4. “The Squid and the Whale” (dir. Noah Baumbach, 2005). #845

These days, Noah Baumbach is rightly considered to be as much a fixture of the indie scene as Wes Anderson or Quentin Tarantino, but it took the acerbic auteur a little bit more time to connect with an audience beyond the film festival bubble. While 1995’s “Kicking and Screaming” was simmering into future classic status, Baumbach spent the better part of a decade trying to gin up the movie that might best express his talents.

READ MORE: ‘Pan’s Labyrinth’ Criterion Collection Artwork Revealed As Guillermo del Toro Debuts Evocative Cover

2005’s “The Squid and the Whale” did the job and then some. A savagely autobiographical Brooklyn story that’s set during the aftermath of a bitter falling out between two novelists whose careers are going in opposite directions, the film cuts to the core of what makes Baumbach tick, and this new edition finds him reflecting on the experience of making it in a series of new interviews.
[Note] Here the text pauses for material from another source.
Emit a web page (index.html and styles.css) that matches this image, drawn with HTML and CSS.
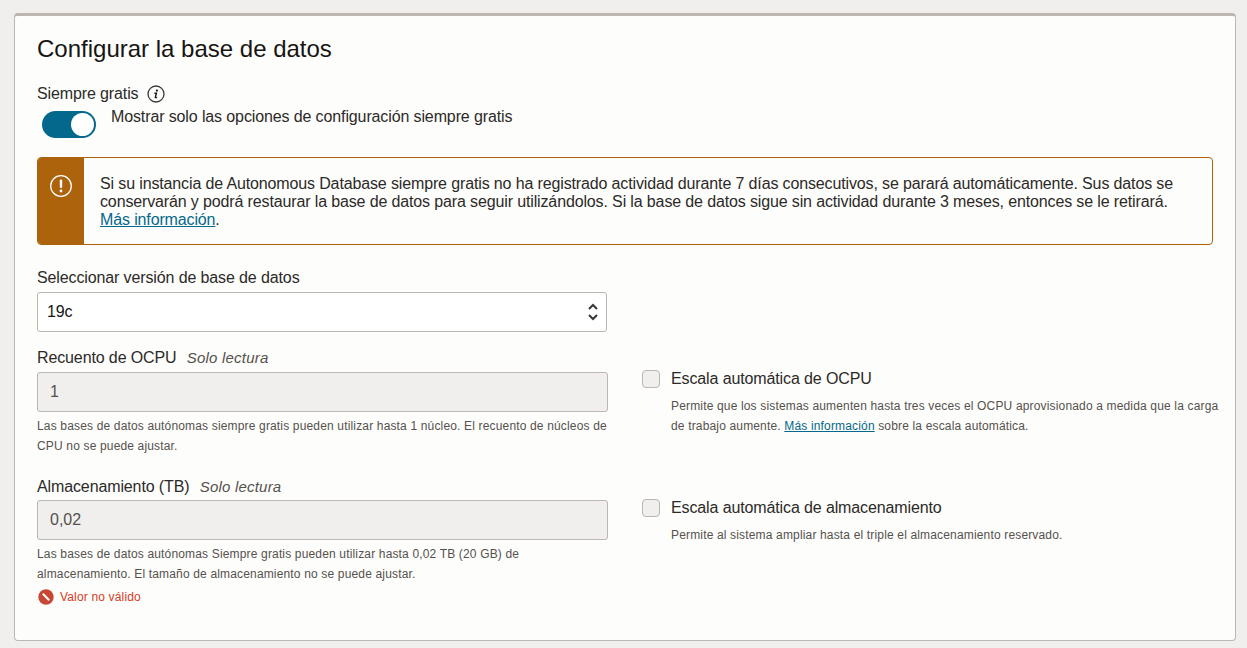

5. “Lone Wolf & Cub” (dir. Kenji Misumi, Buichi Saito, and Yoshiyuki Kuroda,1972 — 1974). #841

Six films have been adapted from this famous manga series by Kazuo Koike and Goseki Kojima, and this year’s November box set (a Criterion tradition) is going to collect all of them for your viewing pleasure. The hyper-violent story of an executioner-turned-assassin who wanders the Japanese countryside with his infant son looking for revenge, these bloody B-movies are lynchpins of the chanbara genre for good reason.

Endlessly referenced but seldom actually seen, this collection is poised to give the “Lone Wolf and Cub” movies the overdue respect they deserve. New interviews, a silent doc from 1937 about samurai swords, the 1980 “Shogun Assassin” which garishly cuts together the first two films, and a whole lot more.